**** Data shown ****

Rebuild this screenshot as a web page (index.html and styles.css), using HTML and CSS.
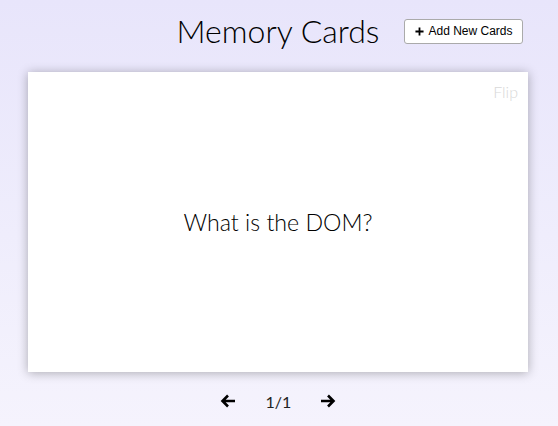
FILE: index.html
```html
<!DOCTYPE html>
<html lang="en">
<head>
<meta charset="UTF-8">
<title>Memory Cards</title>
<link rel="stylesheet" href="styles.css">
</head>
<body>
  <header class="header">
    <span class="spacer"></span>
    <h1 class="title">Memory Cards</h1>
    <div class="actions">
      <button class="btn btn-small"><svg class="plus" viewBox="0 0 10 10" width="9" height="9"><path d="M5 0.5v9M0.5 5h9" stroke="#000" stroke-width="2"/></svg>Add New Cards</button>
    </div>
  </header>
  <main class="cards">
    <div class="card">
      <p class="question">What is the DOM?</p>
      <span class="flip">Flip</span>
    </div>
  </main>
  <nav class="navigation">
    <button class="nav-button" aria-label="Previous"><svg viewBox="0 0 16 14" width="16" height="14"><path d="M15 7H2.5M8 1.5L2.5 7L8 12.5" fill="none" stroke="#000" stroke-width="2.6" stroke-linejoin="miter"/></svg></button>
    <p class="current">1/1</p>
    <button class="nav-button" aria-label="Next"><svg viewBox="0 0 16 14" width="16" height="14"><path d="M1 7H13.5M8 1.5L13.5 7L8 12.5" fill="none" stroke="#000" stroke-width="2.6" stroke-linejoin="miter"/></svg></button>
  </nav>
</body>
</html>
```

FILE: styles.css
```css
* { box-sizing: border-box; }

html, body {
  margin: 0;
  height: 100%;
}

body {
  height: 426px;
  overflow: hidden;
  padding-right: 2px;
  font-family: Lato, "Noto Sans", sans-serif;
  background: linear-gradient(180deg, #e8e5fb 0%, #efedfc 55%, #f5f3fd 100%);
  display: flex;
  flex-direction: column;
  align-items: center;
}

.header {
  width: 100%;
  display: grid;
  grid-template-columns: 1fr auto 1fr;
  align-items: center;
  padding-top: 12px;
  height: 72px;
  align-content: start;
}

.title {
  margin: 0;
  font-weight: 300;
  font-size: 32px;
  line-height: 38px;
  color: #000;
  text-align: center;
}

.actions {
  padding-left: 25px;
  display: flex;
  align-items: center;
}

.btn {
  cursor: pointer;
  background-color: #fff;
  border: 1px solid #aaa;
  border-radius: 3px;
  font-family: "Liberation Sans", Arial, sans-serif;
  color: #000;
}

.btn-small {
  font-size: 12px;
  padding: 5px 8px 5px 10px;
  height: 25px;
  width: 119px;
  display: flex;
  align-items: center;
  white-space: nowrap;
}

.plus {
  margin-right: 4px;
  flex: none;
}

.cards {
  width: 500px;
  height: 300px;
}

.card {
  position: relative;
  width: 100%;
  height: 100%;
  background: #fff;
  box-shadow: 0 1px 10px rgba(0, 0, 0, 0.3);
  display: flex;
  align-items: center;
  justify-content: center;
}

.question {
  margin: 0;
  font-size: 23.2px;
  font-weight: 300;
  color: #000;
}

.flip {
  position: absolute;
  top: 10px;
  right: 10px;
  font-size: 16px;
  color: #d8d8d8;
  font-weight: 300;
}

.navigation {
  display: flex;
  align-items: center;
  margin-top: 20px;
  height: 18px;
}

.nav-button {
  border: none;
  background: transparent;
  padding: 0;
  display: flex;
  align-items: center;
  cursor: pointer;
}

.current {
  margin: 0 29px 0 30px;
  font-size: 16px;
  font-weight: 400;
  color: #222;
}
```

****

- Exercise brief
Only the number is wanted: how many lines of the material contain the word "index"?

- Completed exercise
2